Era inmenso el hemiciclo. Un escenario entre el estrado enorme y más de dos mil butacas en todo el anfiteatro, hacían que nos sintiésemos pequeños los poco más de doscientos que participábamos en la V Asamblea de Cáritas de Asturias. Daba la impresión de que tantas butacas vacías hacían que nos descubriésemos perdidos en ese mar de anonimato. Pero nos pareció que era una parábola viviente. Propuse hacer esa lectura: poner nombre y rostro a los ausentes, que no eran otros sino los pobres a los que tratamos de acompañar de mil formas. No eran simplemente butacas vacías, sino el ejemplo de la invisibilidad a la que se condena al pobre por parte de un mundo que los descarta de tantas maneras. Pobres de pan y techo, pobres de trabajo y dignidad, pobres de fe y esperanza, pobres de afecto y compañía… ¡cuántos rostros de pobreza en nuestra sociedad opulenta, insolidaria, parapetada tras los muros de su solidaridad más triste y egoísta.
Saben a qué puerta pueden llamar cuando una penuria cualesquiera les hace precarios de lo esencial, de aquello que verdaderamente nos permite construir una casa sobre la roca, no sobre tierras movedizas, como nos dice Jesús en el evangelio. Y ellos llaman a la puerta de nuestras parroquias y nuestros despachos de Cáritas cada vez que una catástrofe natural derriba tantas cosas, o un revés económico pone al pairo hasta la mínima seguridad, o una herida te lastima con la enfermedad o la violencia que dejan marcas en tu piel y tu mirada. Siempre estará esa puerta abierta con una casa encendida, que detrás ofrece las manos que acogen y el calor fraterno que la comunidad cristiana ofrece aprendiendo de los gestos del mismo Dios hacia sus hijos preferidos que son los pobres.

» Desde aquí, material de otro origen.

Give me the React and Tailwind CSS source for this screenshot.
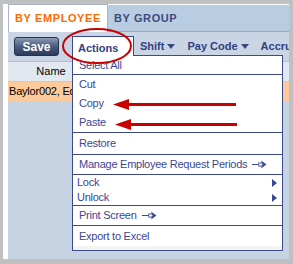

La Iglesia, que cada día da gracias a Dios por tantas cosas, y cada día sabe pedir perdón también por sus pecados, desde un primer momento ha querido estar cerca de los que peor lo están pasando, de quienes son las víctimas de un sistema herido y de unos inmorales sin remedio. Lo hacemos calladamente, abriendo nuestros centros de acogida para dar techo, para dar alimento, para distribuir ropa y facilitar medicamentos. Es ingente la labor que realizan tantas asociaciones católicas, incontables parroquias y las organizaciones que sin ser confesionales tienen en el cristianismo su inspiración y comienzo.
La comunidad cristiana está en medio de este mundo plural y diverso. Con discreción tratamos de mejorar el mundo, esta historia inacabada como una incompleta sinfonía. Lo hacemos desde el testimonio creyente celebrando que Dios está entre nosotros y nos acompaña. Lo hacemos desde la cultura que ha generado tantas obras de arte y literatura, tantas escuelas de pensamiento, tantas legislaciones que buscan en derecho el bien de las personas. Lo hacemos también desde una caridad hecha verdad, abrazo solidario que sale al encuentro de los heridos, de los engañados, de los usados y tirados en la cuneta de la vida. Esta es la cosmovisión de la Iglesia católica. Con la gratitud en los labios, el perdón en el corazón, los brazos levantados para la plegaria y abiertos para el auténtico amor. Así, sin privilegios y sin complejos, aportamos lo que somos y tenemos para intentar hacer un mundo mejor.
No eran butacas vacías, sino la invisibilidad social de los pobres a los que los cristianos queremos poner rostro, aprendernos sus nombres y hacer nuestro su sufrimiento brindando con humildad nuestros recursos para salir a su encuentro.
Lo dijo Jesús con aquella provocativa presencia: tuve hambre, estuve desnudo y en la cárcel, tuve enfermedad y sufrí el desprecio… benditos los que me reconocisteis en ellos, porque en sus vidas yo habitaba. Todo un recorrido a hacer con los que Dios mismo nos confía.